5. How did your dissertation work and time at FSU impact or prepare you for your career?

My dissertation work explored the role of communication for social change, particularly in the economic empowerment of underserved women in India. It was the guiding compass for my career. My time at FSU pursuing my doctoral work helped me develop my critical thinking ability, learning how to work collaboratively, evaluating existing narratives & literature to synthesize and present new perspectives. The faculty at the College of Communication and Information Studies ensured we had the opportunity to learn from diverse perspectives and always encouraged us to explore research areas that we were truly interested in. The classes I undertook as part of my coursework, the emphasis on research, publishing, and presenting at conferences played a key role in developing me as a professional. Since I was miles away from home and family in India, the relationships I built and the enriching conversations I had with our faculty and peers from all across the world left a lasting impact on me and were key in helping me thrive during my time at FSU.

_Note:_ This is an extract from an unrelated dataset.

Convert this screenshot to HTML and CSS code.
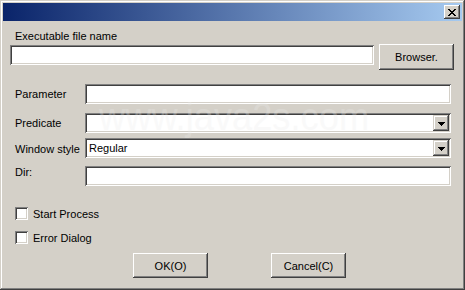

My advisor, Dr. Stephen McDowell was such a great support both personally and professionally. He encouraged and guided me in deepening my interest in the problems that I wanted to explore. My doctoral committee particularly ensured that my doctoral work was in alignment with my career goals and ambitions which was extremely helpful. In fact, what I have done with my career is a reflection of my doctoral work to a great extent.

“Dr. Nair has shown a long-term commitment to positive social change, prior to coming to FSU, in her doctoral work exploring economic empowerment programs for women in India, and in her career,” says Dr. McDowell. “Her leadership in supporting young social entrepreneurs at Ashoka makes an important contribution to communities and society. I applaud her focus and am very glad to have an ongoing connection with a great FSU alumna, Dr. Nair.”